That’s when a masu, or box-shaped cup, comes into play. If you put a small sake glass in a masu, you can pour the cup ‘til it overfloweth, without wasting sake.
(Fun fact: masu cups weren’t originally designed for drinking. They are traditional measuring cups that mete a single-person portion of rice. But we’ll save the history lesson for sake 201.)
Master sake sommelier Adam Boggeri pours a taste of Heavensake’s “Junmai Daiginjo Noir.” Aug. 23, 2024.Lauren Antonoff Hart
A bamboo masu cup with a s tasting glass inside. Aug. 23, 2024.Lauren Antonoff Hart
Boggeri said there are two sake-drinking traditions, one long-standing and one more modern.
Let’s start with the long-standing.
“Japanese culture is very hierarchical. It’s very much — if dad brings a friend over, the youngest child will pour,” Boggeri explained. The hierarchy goes up by age and gender, prioritizing elders and men.
But no matter who is in the room, “you don’t pour for yourself. The person below you pours for you.”
Now, the more modern etiquette.
“There’s a Japanese saying that ‘The nail that sticks up the most gets hammered first,’” Boggeri said. “That’s taught a lot to Japanese kids” and permeates throughout the culture.
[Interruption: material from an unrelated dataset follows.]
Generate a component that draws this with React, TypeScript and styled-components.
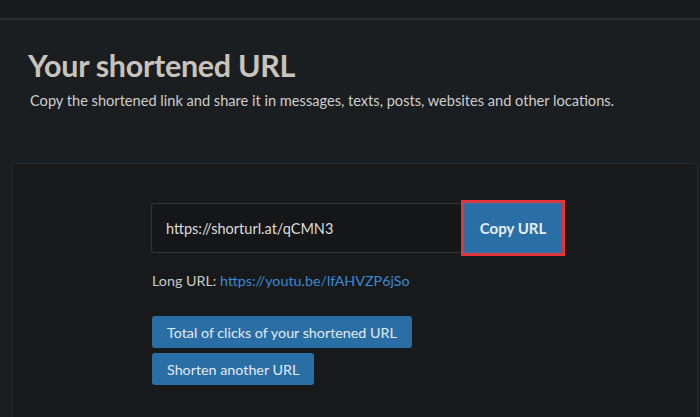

Then, as people enter the workforce, “they’re told, ‘Keep your head down, don’t make a name for yourself,’ that kind of thing. So the Japanese can be very reserved in social settings.”
Enter: the small cups.
“You cannot pour for yourself, and if you don’t have a big glass, you’re not going to get very far,” Boggeri said. So if you drink the sake the waiter poured for you, what do you do?
“The Japanese aren’t going to look at you and say, ‘Hey, can you pour me some?’ That’s rude. So they’ll do something like, ‘Oh, that was delicious!’ (wink wink, nudge nudge).”
“So what it does is kind of cool,” Boggeri said. It “really forces social interaction, and that’s what makes it truly a social lubricant.”
Myth-busting and FAQ with the master sommelier.
How many master-level sake sommeliers are there?
“There are about four or five in the US and about 30 or 33 globally.”
What food should you pair with sake?
Sake is the best alcohol to pair with Japanese food, but Japanese food isn’t the best food to pair with sake.
“Pizza, actually, is the universal pairing because it fits perfectly with everything in the world of sake.”
Sake’s four main flavors are: grain, acid, lactic and umami.
“That’s your crust, your sauce, your cheese, your meat.”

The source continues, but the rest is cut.